**WHAT TO DO**
Repeat the listing that follows, character for character, minus the pictures.
━━━ GIVEN INFORMATION ━━━
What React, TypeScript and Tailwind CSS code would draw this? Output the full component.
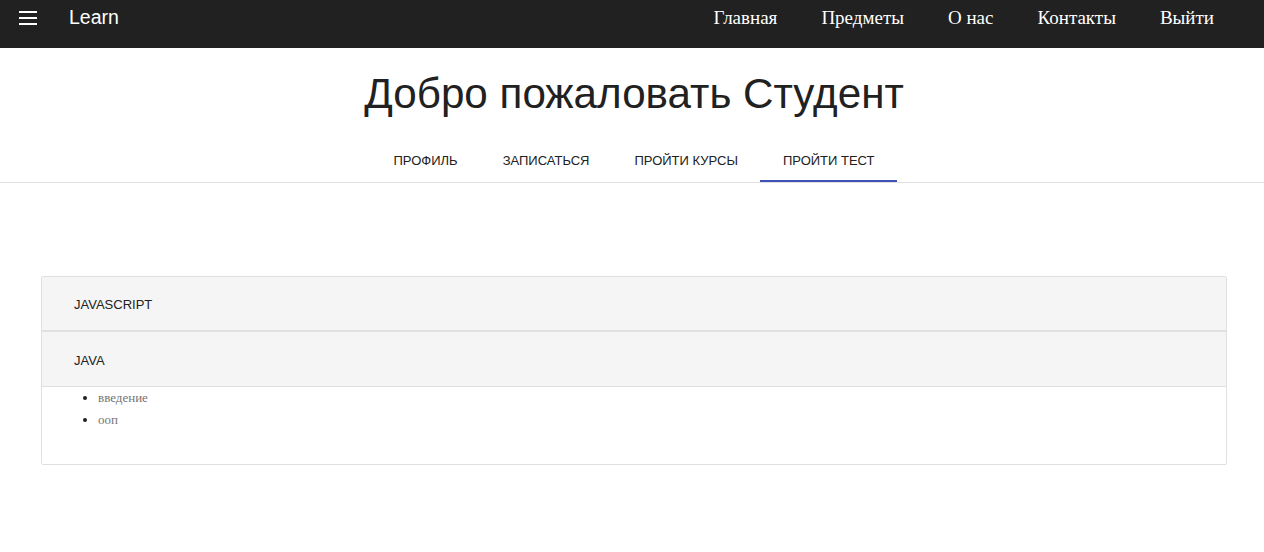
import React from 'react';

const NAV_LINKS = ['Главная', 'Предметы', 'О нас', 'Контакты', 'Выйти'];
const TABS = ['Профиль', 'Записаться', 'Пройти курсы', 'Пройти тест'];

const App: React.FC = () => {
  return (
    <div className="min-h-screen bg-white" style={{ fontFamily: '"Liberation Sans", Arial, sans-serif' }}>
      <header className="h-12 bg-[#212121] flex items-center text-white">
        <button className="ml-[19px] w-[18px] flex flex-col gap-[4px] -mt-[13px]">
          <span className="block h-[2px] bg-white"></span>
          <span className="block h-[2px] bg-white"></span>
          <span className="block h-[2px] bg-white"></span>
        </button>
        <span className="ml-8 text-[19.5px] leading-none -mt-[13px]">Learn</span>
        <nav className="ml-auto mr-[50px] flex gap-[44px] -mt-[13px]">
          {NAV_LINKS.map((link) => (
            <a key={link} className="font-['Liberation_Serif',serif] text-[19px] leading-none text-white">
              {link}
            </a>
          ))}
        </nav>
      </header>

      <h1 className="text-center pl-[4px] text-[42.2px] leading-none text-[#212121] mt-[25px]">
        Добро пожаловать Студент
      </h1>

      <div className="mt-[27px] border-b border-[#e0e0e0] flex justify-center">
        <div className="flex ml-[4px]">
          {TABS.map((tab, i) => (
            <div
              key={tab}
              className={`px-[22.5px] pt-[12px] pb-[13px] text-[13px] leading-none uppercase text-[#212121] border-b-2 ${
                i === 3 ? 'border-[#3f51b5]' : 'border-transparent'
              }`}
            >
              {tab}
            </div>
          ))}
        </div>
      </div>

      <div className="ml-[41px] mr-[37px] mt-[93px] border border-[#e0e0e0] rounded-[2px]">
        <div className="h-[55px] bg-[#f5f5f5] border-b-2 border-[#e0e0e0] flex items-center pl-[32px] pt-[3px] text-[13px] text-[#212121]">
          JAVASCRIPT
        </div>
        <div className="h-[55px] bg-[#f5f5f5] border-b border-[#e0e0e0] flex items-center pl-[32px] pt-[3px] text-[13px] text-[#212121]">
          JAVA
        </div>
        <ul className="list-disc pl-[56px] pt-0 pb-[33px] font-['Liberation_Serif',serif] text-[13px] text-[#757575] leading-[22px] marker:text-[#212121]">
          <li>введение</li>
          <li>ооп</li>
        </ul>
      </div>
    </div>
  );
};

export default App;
━━━
**THE ANSWER**
What React, TypeScript and Tailwind CSS code would draw this? Output the full component.
import React from 'react';

const NAV_LINKS = ['Главная', 'Предметы', 'О нас', 'Контакты', 'Выйти'];
const TABS = ['Профиль', 'Записаться', 'Пройти курсы', 'Пройти тест'];

const App: React.FC = () => {
  return (
    <div className="min-h-screen bg-white" style={{ fontFamily: '"Liberation Sans", Arial, sans-serif' }}>
      <header className="h-12 bg-[#212121] flex items-center text-white">
        <button className="ml-[19px] w-[18px] flex flex-col gap-[4px] -mt-[13px]">
          <span className="block h-[2px] bg-white"></span>
          <span className="block h-[2px] bg-white"></span>
          <span className="block h-[2px] bg-white"></span>
        </button>
        <span className="ml-8 text-[19.5px] leading-none -mt-[13px]">Learn</span>
        <nav className="ml-auto mr-[50px] flex gap-[44px] -mt-[13px]">
          {NAV_LINKS.map((link) => (
            <a key={link} className="font-['Liberation_Serif',serif] text-[19px] leading-none text-white">
              {link}
            </a>
          ))}
        </nav>
      </header>

      <h1 className="text-center pl-[4px] text-[42.2px] leading-none text-[#212121] mt-[25px]">
        Добро пожаловать Студент
      </h1>

      <div className="mt-[27px] border-b border-[#e0e0e0] flex justify-center">
        <div className="flex ml-[4px]">
          {TABS.map((tab, i) => (
            <div
              key={tab}
              className={`px-[22.5px] pt-[12px] pb-[13px] text-[13px] leading-none uppercase text-[#212121] border-b-2 ${
                i === 3 ? 'border-[#3f51b5]' : 'border-transparent'
              }`}
            >
              {tab}
            </div>
          ))}
        </div>
      </div>

      <div className="ml-[41px] mr-[37px] mt-[93px] border border-[#e0e0e0] rounded-[2px]">
        <div className="h-[55px] bg-[#f5f5f5] border-b-2 border-[#e0e0e0] flex items-center pl-[32px] pt-[3px] text-[13px] text-[#212121]">
          JAVASCRIPT
        </div>
        <div className="h-[55px] bg-[#f5f5f5] border-b border-[#e0e0e0] flex items-center pl-[32px] pt-[3px] text-[13px] text-[#212121]">
          JAVA
        </div>
        <ul className="list-disc pl-[56px] pt-0 pb-[33px] font-['Liberation_Serif',serif] text-[13px] text-[#757575] leading-[22px] marker:text-[#212121]">
          <li>введение</li>
          <li>ооп</li>
        </ul>
      </div>
    </div>
  );
};

export default App;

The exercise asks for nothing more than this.